Veteran explorers of natural wilderness quickly learn the markers the wilderness provides. These markers offer a kind of road map through uncharted territories... I believe these markers can help all of us explore our unsettled worlds with greater safety and allow us to continue on this extraordinary venture of life with deeper joy.
Beatitudes for the New Wilderness
Blessed are those who remember who they are, for they shall come home to a truth of their own being.
Blessed are those who treasure the sacred trust of life, for they shall be the inheritors of everlasting riches.
Blessed are those who attend to the inner places of solitude pulsating in their own souls, for they shall know God.
Blessed are those who confess their pain and brokenness, for they shall take hold of their healing.
Blessed are those who connect to all things and refuse all sense of separation, for they shall become one with God.
Blessed are those who wrestle with their own darkness, for they shall touch again the light from which they came.
Blessed are those who wait upon God, for they shall renew their strength and deepen their faith.
Blessed are those who give compassion to the world, for they shall burst the bonds of suffering and death.
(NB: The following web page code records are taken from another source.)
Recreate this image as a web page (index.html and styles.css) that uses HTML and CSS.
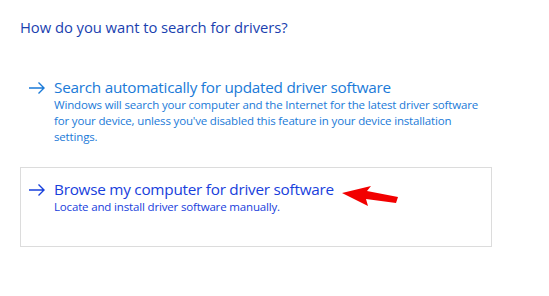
FILE: index.html
```html
<!DOCTYPE html>
<html>
<head>
<meta charset="utf-8">
<link rel="stylesheet" href="styles.css">
</head>
<body>
<div class="page">
  <h1 class="title">How do you want to search for drivers?</h1>
  <div class="option">
    <svg class="arrow" width="16" height="12" viewBox="0 0 16 12"><path d="M0 6H15M9.5 0.5L15 6L9.5 11.5" fill="none" stroke="currentColor" stroke-width="1.4"/></svg>
    <div class="text">
      <div class="head">Search automatically for updated driver software</div>
      <div class="desc">Windows will search your computer and the Internet for the latest driver software for your device, unless you've disabled this feature in your device installation settings.</div>
    </div>
  </div>
  <div class="option hover">
    <svg class="arrow" width="16" height="12" viewBox="0 0 16 12"><path d="M0 6H15M9.5 0.5L15 6L9.5 11.5" fill="none" stroke="currentColor" stroke-width="1.4"/></svg>
    <div class="text">
      <div class="head">Browse my computer for driver software</div>
      <div class="desc">Locate and install driver software manually.</div>
    </div>
    <svg class="red" width="60" height="30" viewBox="0 0 60 30"><path d="M1 13 L30 6 L26 11 L57 17 L55 23 L25 19 L27 26 Z" fill="#f20000"/></svg>
  </div>
</div>
</body>
</html>
```
FILE: styles.css
```css
html, body { margin: 0; padding: 0; background: #fff; }
body { font-family: "Open Sans", "Noto Sans", sans-serif; }
.page { width: 472px; padding: 17px 20px 0 20px; }
.title { margin: 0; font-size: 14.8px; font-weight: 400; color: #1a3fb0; line-height: 20px; letter-spacing: -0.05px; }
.option { display: flex; align-items: flex-start; gap: 9px; padding: 11px 8px 10px 8px; height: 57px; border: 1px solid transparent; position: relative; color: #1a7ad8; }
.title + .option { margin-top: 28px; }
.option + .option { margin-top: 22px; }
.hover { border-color: #dcdcdc; color: #1840dc; }
.arrow { flex: none; margin-top: 5px; }
.head { font-size: 15.3px; line-height: 20px; letter-spacing: -0.25px; }
.desc { font-size: 11.5px; line-height: 16px; width: 440px; letter-spacing: -0.16px; }
.red { position: absolute; left: 320px; top: 12px; }
```
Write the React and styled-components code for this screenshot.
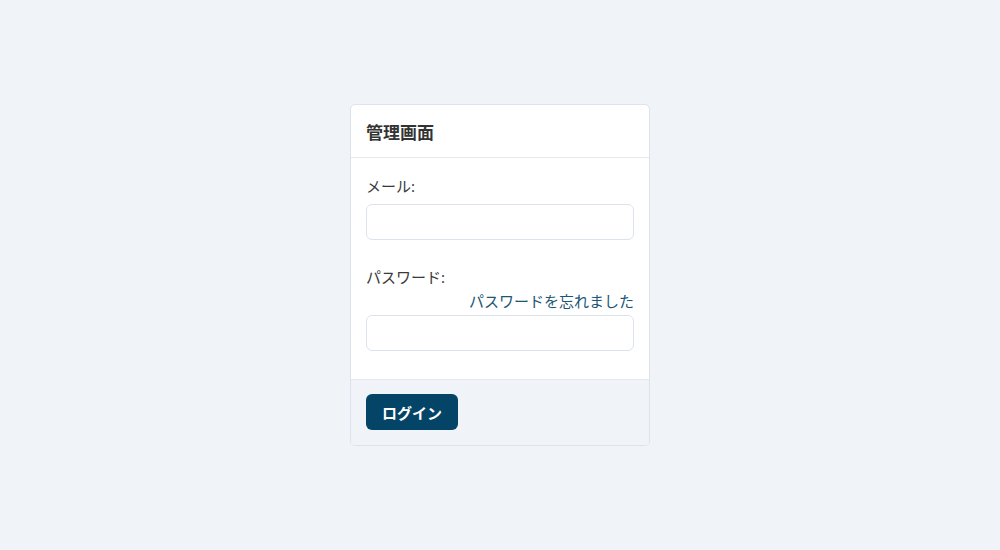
import React from 'react'
import styled, { createGlobalStyle } from 'styled-components'

const GlobalStyle = createGlobalStyle`
  html, body {
    margin: 0;
    padding: 0;
    background: #f0f3f8;
    font-family: "Noto Sans", "Noto Sans CJK JP", sans-serif;
    color: #333;
  }
`

const Page = styled.div`
  height: 550px;
  display: flex;
  align-items: center;
  justify-content: center;
`

const Card = styled.div`
  width: 298px;
  background: #fff;
  border: 1px solid #dde3ec;
  border-radius: 5px;
  overflow: hidden;
`

const Header = styled.div`
  height: 52px;
  padding: 0 15px;
  display: flex;
  align-items: center;
  border-bottom: 1px solid #e4e8ef;
  font-size: 17px;
  font-weight: 700;
  color: #333;
`

const Body = styled.div`
  padding: 16px 15px 28px;
`

const Field = styled.div`
  display: flex;
  flex-direction: column;
  & + & {
    margin-top: 25px;
  }
`

const Label = styled.label`
  font-size: 15px;
  line-height: 24px;
  margin-bottom: ${p => (p.$tight ? 0 : 6)}px;
  color: #3a3a3a;
`

const Forgot = styled.a`
  align-self: flex-end;
  font-size: 15px;
  line-height: 24px;
  margin-bottom: 2px;
  color: #1b5675;
  text-decoration: none;
  cursor: pointer;
`

const Input = styled.input`
  box-sizing: border-box;
  width: 100%;
  height: 36px;
  border: 1px solid #dde3ec;
  border-radius: 6px;
  padding: 0 10px;
  font-size: 15px;
  background: #fff;
  outline: none;
`

const Footer = styled.div`
  background: #f0f3f8;
  border-top: 1px solid #e4e8ef;
  padding: 14px 15px 15px;
`

const Button = styled.button`
  height: 36px;
  padding: 0 16px;
  border: none;
  border-radius: 6px;
  background: #044466;
  color: #fff;
  font-family: inherit;
  font-size: 15px;
  font-weight: 700;
  cursor: pointer;
`

export default function App () {
  return (
    <Page>
      <GlobalStyle />
      <Card>
        <Header>管理画面</Header>
        <Body>
          <Field>
            <Label>メール:</Label>
            <Input type='email' />
          </Field>
          <Field>
            <Label $tight>パスワード:</Label>
            <Forgot>パスワードを忘れました</Forgot>
            <Input type='password' />
          </Field>
        </Body>
        <Footer>
          <Button>ログイン</Button>
        </Footer>
      </Card>
    </Page>
  )
}
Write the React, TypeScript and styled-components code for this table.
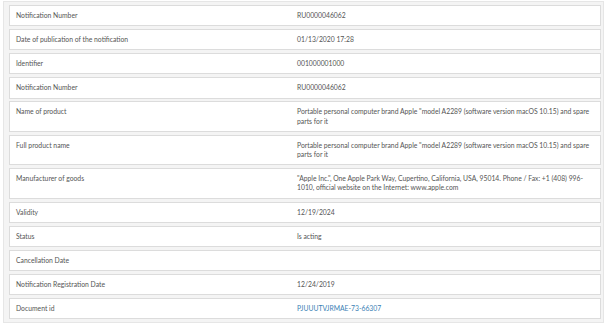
import styled, { createGlobalStyle } from 'styled-components'

const GlobalStyle = createGlobalStyle`
  html, body {
    margin: 0;
    padding: 0;
    background: #ffffff;
  }
  body {
    font-family: 'Lato', 'Open Sans', sans-serif;
  }
`

const Panel = styled.div`
  margin: 1px 5px 0 3px;
  padding: 3px 2px 3px 5px;
  border: 1px solid #e6e6e6;
  background: #f4f4f4;
  display: flex;
  flex-direction: column;
  gap: 2.8px;
`

const Row = styled.div`
  display: grid;
  grid-template-columns: 281px 1fr;
  background: #ffffff;
  border: 1px solid #dcdcdc;
`

const Cell = styled.div<{ $link?: boolean }>`
  padding: 5px 2px 5px 6px;
  min-height: 9.3px;
  font-size: 6.8px;
  line-height: 9.3px;
  color: ${(p) => (p.$link ? '#3a7fb5' : '#555555')};
`

type Item = { label: string; value: string; link?: boolean }

const items: Item[] = [
  { label: 'Notification Number', value: 'RU0000046062' },
  { label: 'Date of publication of the notification', value: '01/13/2020 17:28' },
  { label: 'Identifier', value: '001000001000' },
  { label: 'Notification Number', value: 'RU0000046062' },
  {
    label: 'Name of product',
    value:
      'Portable personal computer brand Apple "model A2289 (software version macOS 10.15) and spare parts for it',
  },
  {
    label: 'Full product name',
    value:
      'Portable personal computer brand Apple "model A2289 (software version macOS 10.15) and spare parts for it',
  },
  {
    label: 'Manufacturer of goods',
    value:
      '"Apple Inc.", One Apple Park Way, Cupertino, California, USA, 95014. Phone / Fax: +1 (408) 996-1010, official website on the Internet: www.apple.com',
  },
  { label: 'Validity', value: '12/19/2024' },
  { label: 'Status', value: 'Is acting' },
  { label: 'Cancellation Date', value: '' },
  { label: 'Notification Registration Date', value: '12/24/2019' },
  { label: 'Document id', value: 'PJUUUTVJRMAE-73-66307', link: true },
]

export default function App() {
  return (
    <>
      <GlobalStyle />
      <Panel>
        {items.map((it, i) => (
          <Row key={i}>
            <Cell>{it.label}</Cell>
            <Cell $link={it.link}>{it.value}</Cell>
          </Row>
        ))}
      </Panel>
    </>
  )
}
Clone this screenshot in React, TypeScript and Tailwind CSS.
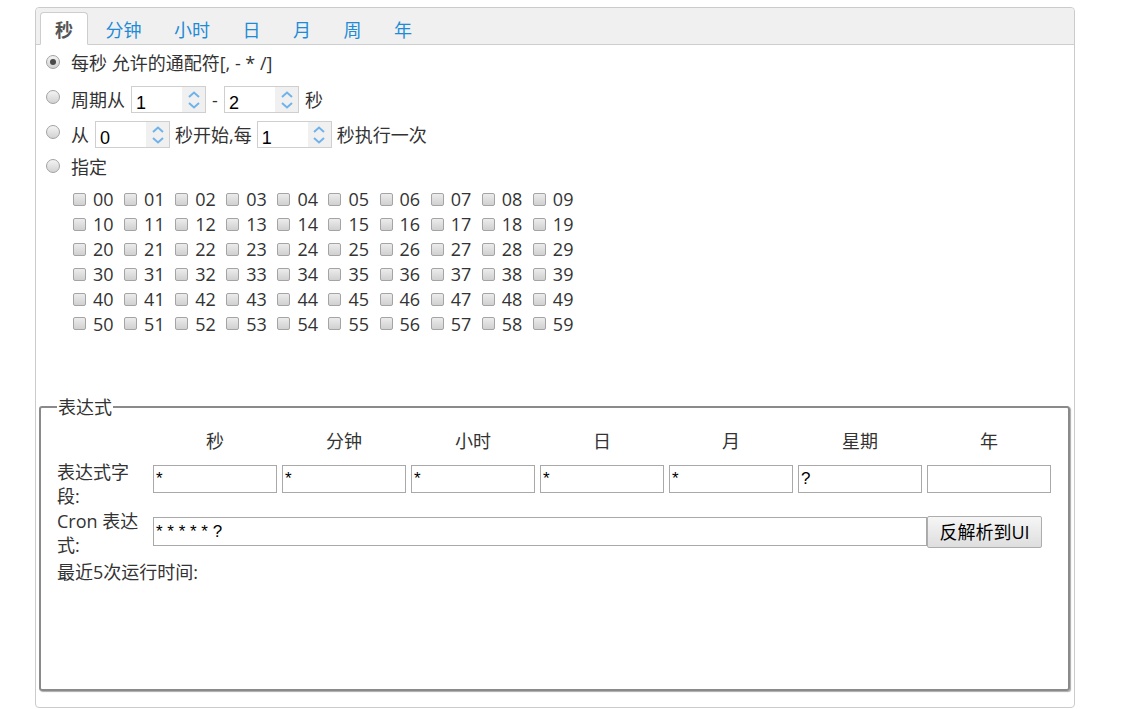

Blessed are those who forgive life for not being all they wanted it to be, for they shall create a new beginning for themselves.
Blessed are those who accept every person as holy and who do not burden anyone with narrow judgments or stifled love, for they shall point to that mysterious road that leads back to God.
Blessed are those who realize they have been created by love and for love, for they shall live in love all the days of their lives.
Blessed are those who rejoice at all times and in all circumstances, knowing that God is in everything with eternal joy. Through them the seed of love will be eternally resown and they shall stand tiptoe in the bright kingdom of the moment, awakening the universe with their astonishing smile.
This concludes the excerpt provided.